My best friend, Heidi, and I have never ascribed to traditional rules of gift-giving.  In keeping with our personalities, my gifts usually come too early, and Heidi’s tend to arrive late.  I’ve received a birthday gift at the height of summer, or a Christmas package, wrapped in pastel paper, as the first flowers of spring shouldered their way out of the crusty earth.  I recently sent Heidi a psychedelic llama fashioned from baked marzipan, a souvenir from Ecuador that I’d been hanging onto for just the right occasion (which never came).  But more often than not we don’t hold onto gifts until the time is right, setting it free as soon as it’s in our clutches.

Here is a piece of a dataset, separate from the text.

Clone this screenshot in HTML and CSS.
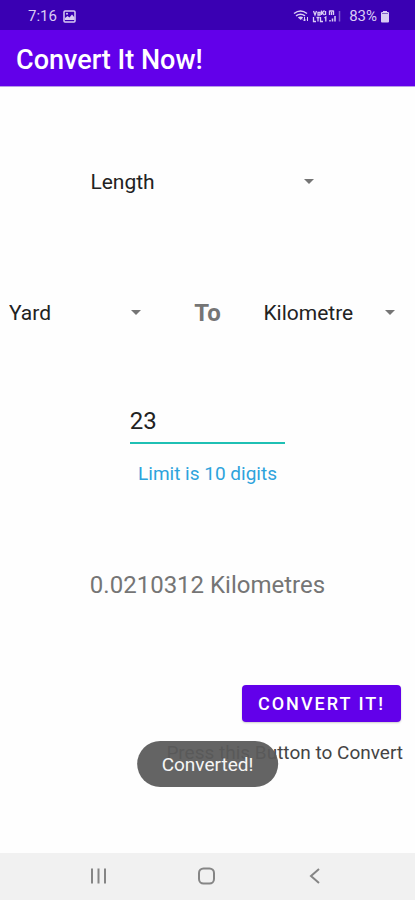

Our uneven style of gift giving has remained one of the only constants throughout a 16-year friendship that has been defined by transformation, marked by periods of intense togetherness, long periods of separation, and finally, today, balanced connection.  Heidi and I met each other the first week of school, both transfer students thrown into a pulsing student body midway through our high school career.  After auditioning for the student play, we lingered by our battered cars parked alongside the tennis courts, getting to know each other as the crisp autumn evening settled in around us.

Within weeks we were inseparable, “kindred spirits” a la Anne Shirley and Diana Barry.  We starred in grainy home videos together, dressed in thrift store finds from our regular scavenger hunts, and made pilgrimages to local ice cream parlors (Heidi has always been an ice cream fiend).  We holed up in our bedrooms and talked long into the night on the telephone; on more than one occasion I picked up the phone to call Heidi, only to find her on the other end of the line, calling me before the phone had a chance to ring.  Our friendship was sealed when she defended my honor in the face of a couple of Mean Girls, pledging her fidelity before she even had a chance to know if I was worth the risk.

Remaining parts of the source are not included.